A keeper in Shropshire I was constantly out with many years ago, an admirable type of his class, served his early terms on a famous shooting estate in Norfolk. He has often told me that if the list of hares slain on a big day did not reach four figures, there was a rating in store for the keepers. The modern shooting man, if he does not live laborious days, is critical as to the class of shot offered him, and may well wonder what his predecessors could have seen in this sort of fun—at the cost, too, of so much justifiable ill-feeling. But it brought on the Hares and Rabbits Bill, which has so thinned the former, save on the Wiltshire Downs and a few other spots, that there are not much more than enough of them for coursing and hunting, the proper metier, perhaps, of this graceful, fleet, and timorous beast.
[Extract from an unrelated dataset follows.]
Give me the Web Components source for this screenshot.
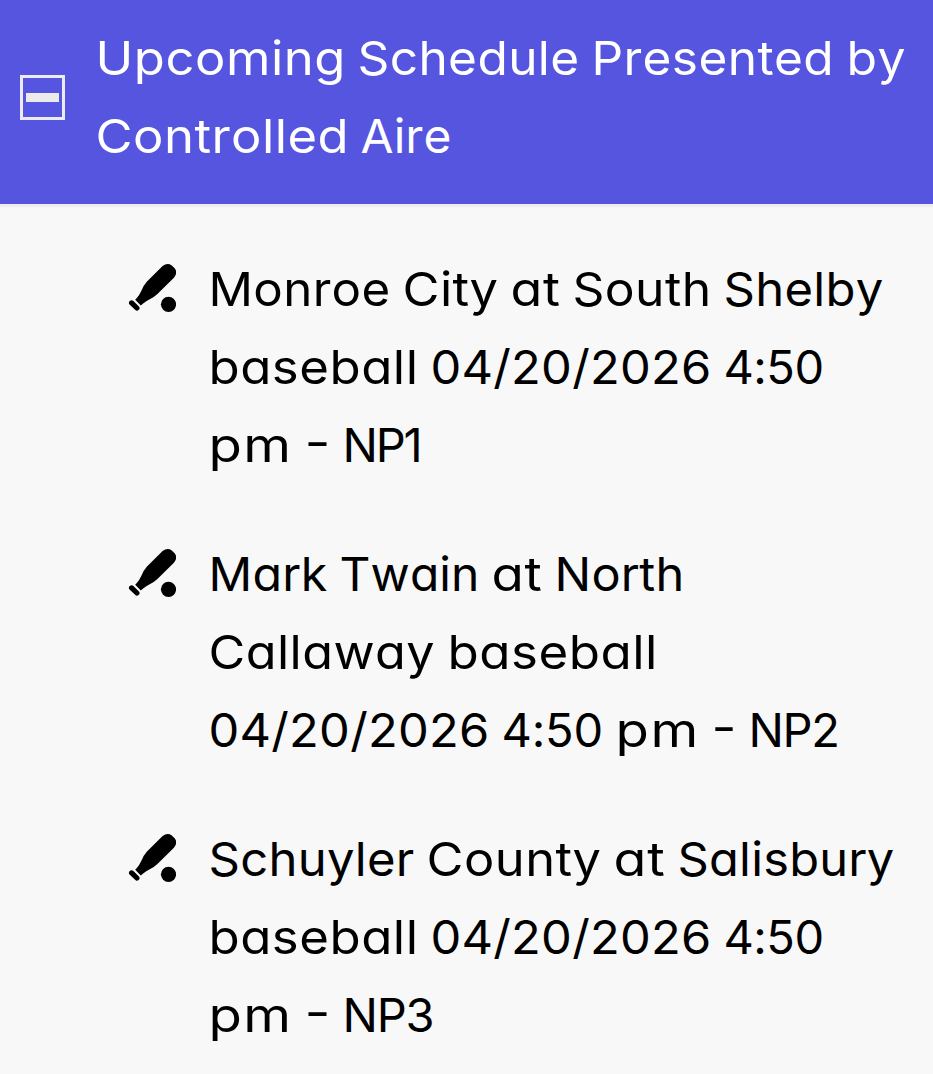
<!DOCTYPE html>
<html lang="en">
<head>
<meta charset="utf-8">
<title>Upcoming Schedule</title>
<style>
html,body{margin:0;height:100%;background:#f8f8f8;overflow:hidden}
body{font-family:Inter,"Open Sans",sans-serif}
</style>
</head>
<body>
<schedule-panel>
  <panel-header slot="header">
    <text-line stops="94.5 357 591 845.5 905">Upcoming Schedule Presented by</text-line>
    <text-line stops="94.5 360 451">Controlled Aire</text-line>
  </panel-header>
  <game-item>
    <text-line stops="208 402 510 572 723 883">Monroe City at South Shelby</text-line>
    <text-line stops="208 430 723 823">baseball 04/20/2026 4:50</text-line>
    <text-line stops="208 304 342 420">pm - NP1</text-line>
  </game-item>
  <game-item>
    <text-line stops="208 339 491 554 684">Mark Twain at North</text-line>
    <text-line stops="208 446.5 657">Callaway baseball</text-line>
    <text-line stops="208 501 614.5 711 748 838">04/20/2026 4:50 pm - NP2</text-line>
  </game-item>
  <game-item>
    <text-line stops="208 426 613 677 894">Schuyler County at Salisbury</text-line>
    <text-line stops="208 430 723 823">baseball 04/20/2026 4:50</text-line>
    <text-line stops="208 304 342 433">pm - NP3</text-line>
  </game-item>
</schedule-panel>
<script>
class TextLine extends HTMLElement {
  connectedCallback() {
    const root = this.attachShadow({mode: 'open'});
    root.innerHTML = `<style>
      :host{display:block;height:78px;line-height:78px;white-space:pre;
        font-size:47px;font-weight:380;font-kerning:none;
        font-feature-settings:"cv11" 1,"ss03" 1,"calt" 0}
      .word{display:inline-block;transform-origin:0 50%}
    </style>`;
    const words = this.textContent.trim().split(' ');
    const stops = this.getAttribute('stops').split(' ').map(Number);
    const gap = 12;
    words.forEach((word, i) => {
      const span = document.createElement('span');
      span.className = 'word';
      span.textContent = word;
      root.append(span);
      const last = i === words.length - 1;
      const room = stops[i + 1] - stops[i] - (last ? 0 : gap);
      const natural = span.getBoundingClientRect().width;
      // Wider words take most of their extra room as glyph width, the rest as tracking.
      const ratio = room / natural;
      const dash = word === '-';
      const scale = dash ? ratio : ratio > 1 ? Math.min(1 + (ratio - 1) * 0.8, 1.16) : 1;
      span.style.letterSpacing = (room / scale - natural) / word.length + 'px';
      span.style.width = room + 'px';
      span.style.transform = `translate(.5px,${dash ? -3.5 : 0}px) scaleX(${scale})`;
      if (!last) {
        const space = document.createElement('span');
        space.textContent = ' ';
        root.append(space);
        space.style.letterSpacing = gap - space.getBoundingClientRect().width + 'px';
      }
    });
  }
}
class CollapseToggle extends HTMLElement {
  constructor() {
    super();
    this.attachShadow({mode: 'open'}).innerHTML = `<style>
      :host{display:flex;box-sizing:border-box;width:45px;height:45px;border:3px solid #ebebf0;
        align-items:center;justify-content:center}
      i{width:33px;height:9px;background:#ebebeb}
    </style><i></i>`;
  }
}
class PanelHeader extends HTMLElement {
  constructor() {
    super();
    this.attachShadow({mode: 'open'}).innerHTML = `<style>
      :host{display:flex;box-sizing:border-box;height:207px;padding:19px 0 29px 20px;gap:29.5px;
        align-items:center;color:#fff;background:#5655e0;border-bottom:3px solid #efebee}
      collapse-toggle{flex:none}
    </style><collapse-toggle></collapse-toggle><div><slot></slot></div>`;
  }
}
class BaseballIcon extends HTMLElement {
  constructor() {
    super();
    this.attachShadow({mode: 'open'}).innerHTML = `<style>
      :host{display:block;width:48px;height:50px}
      svg{display:block}
    </style>
    <svg width="48" height="50" viewBox="0 0 48 50">
      <path d="M34.6 2Q39.3-1.6 43.8 1.4L46.9 4.5Q50 9 45.9 13.7L29.4 30Q26.2 33 22.2 35Q17.8 37.2 14.8 39.7L12.8 41.4L7.2 35.8L9 33.8Q11.5 30.7 13.5 26.4Q15.6 21.4 19 17.6Z"/>
      <path d="M3.6 38.9L8.9 44" stroke="#000" stroke-width="5.2" stroke-linecap="round"/>
      <circle cx="40.5" cy="40.3" r="7.6"/>
    </svg>`;
  }
}
class GameItem extends HTMLElement {
  constructor() {
    super();
    this.attachShadow({mode: 'open'}).innerHTML = `<style>
      :host{display:flex;gap:32px;align-items:flex-start;color:#000}
      baseball-icon{flex:none;margin-top:14px}
    </style><baseball-icon></baseball-icon><div><slot></slot></div>`;
  }
}
class SchedulePanel extends HTMLElement {
  constructor() {
    super();
    this.attachShadow({mode: 'open'}).innerHTML = `<style>
      :host{display:block;width:933px;min-height:1074px;background:#f8f8f8}
      main{display:flex;flex-direction:column;gap:51px;padding:43px 0 0 128px}
    </style><slot name="header"></slot><main><slot></slot></main>`;
  }
}
customElements.define('collapse-toggle', CollapseToggle);
customElements.define('baseball-icon', BaseballIcon);
customElements.define('panel-header', PanelHeader);
customElements.define('game-item', GameItem);
customElements.define('schedule-panel', SchedulePanel);
customElements.define('text-line', TextLine);
</script>
</body>
</html>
But mingling in rather odd contrast with the confiding game, both fur and feather, that swarmed on these fat Lothian fields in autumn and winter, came the constant rush of the wilder denizens of the air—the freer spirits from the moorland and the sea. Great flocks of wild geese spent, and I believe still spend, every day for months upon the young wheat or seeds, particularly appreciating the leavings of the lifting ploughs on the cleared or re-sown potato-fields. Honking inland in the morning and back again to the seashore at sunset, a big flock of wild geese would be almost as continuously in evidence as the partridges or hares, or the clouds of pigeons which, pouring out of the various "doo'cots" in the neighbourhood, were another characteristic feature of the East Lothian landscape. There, however, the similarity ended. For the genius with which a hundred or so wild geese mingled daily in the bustling life of a great farm, and yet kept themselves practically unapproachable by the most crafty sportsman, was amazing. Golden plovers, too, seemed always on the wing at dusk in these darker months with their plaintive whistle, while there were more wood-pigeons in East Lothian in those days than in any country I have ever seen, which is saying a good deal.